The public domain and the continuum of human creation

On January 1st, all works of 1929 fell into the public domain—meaning their copyrights expired. Time has now gifted us the 1920's, and that's a wonderful thing. The 1920's was a formative decade for the advancements for media as we know it today, including cinema, radio and the music industry. Given how media-heavy life is now, I can't help but feel a sense of nostalgia for humanity, as if these are our baby videos being played back to us at an embarrassing Sunday lunch. It's some of the most exciting baby steps, including silent film, the first recordings of Louis Armstrong, and the debut of Mickey Mouse.
It's a fun little thought experiment, like we are tethered by an arbitrary law between now and 95 years back. Each year that passes unveils new gifts from 95 years before. Yet, 2025 is also wielding gifts in a similar but very different kind of way. In sharp juxtaposition to Walt's clever animations, I created a video with a a rather smart Artificial Intelligence (now my intro bit to the YouTube channel).
With one foot in each century, the thing that is striking is progress. From those baby steps to our rather impressive dystopian machine. But the thing that's got me thinking, is that this progress is not our progress, it's our stuff's progress. As Yuval Noah Harari points out, we are cognitively the same human beings as we were in the stone age. It's not us that have become smarter, but the cumulation of our knowledge and resultant technologies have rapidly progressed what we can do. I have to catch myself sometimes thinking that 2025 Warwick is smarter than my 1929 equivalent. We're the same smart, just doing different things in the continuum of knowledge.
In regards to creativity, I can't help but be thankful of the knowledge that's filled my tool box. I get to create on the shoulders of our predecessors who figured out pigment and how to put it into tubes, or Brunelleschi who solved how to depict three dimensions in two-dimensional planes. Our knowledge is taken for granted in the context of our technology. At the same time our perceived sense of impressiveness and ability is likely over-indexed.
This is apparent in one aspect of life that remains unmoved by technology, and that is the human experience. Just read the 2000-year-old self-help book, Meditations by Marcus Aurelius, you realize we're the same humans with the same shared human experiences, only technologies differ. And as difficult as it is to contemplate my Roman predecessor, it's surprisingly easy to relate.
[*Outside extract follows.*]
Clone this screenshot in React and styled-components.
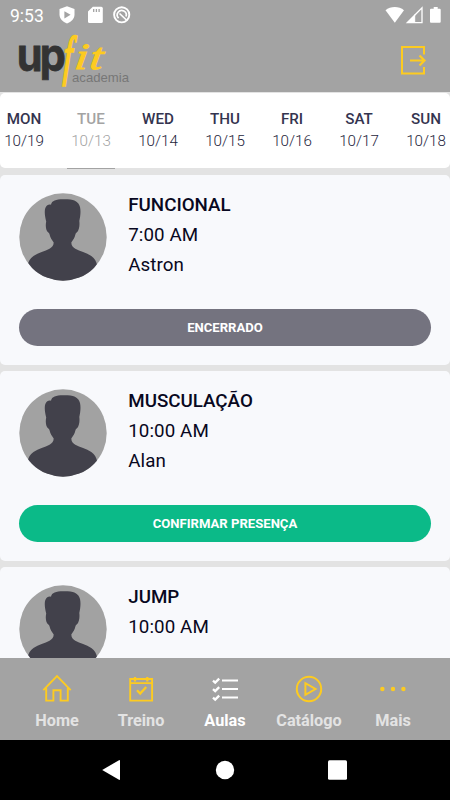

It's striking to me to consider this expanse of time and find we're just the same. We are storytellers, innovators, and dreamers, connected across generations with our technologies. The technologies may evolve, but the human spirit—our ability to imagine, to create, to understand—remains beautifully, remarkably constant.
It's cool that we can tap into the 1920's without worry, but it's left me feeling like it represents something more than just a historic archive. It's a tether between humans having a similar experience then, to what we have now. It's a thought that makes me feel kind of small, like staring at the stars—but it feels good to be small, because it feels like I'm connected to something bigger.
Just humans creating things, then and now.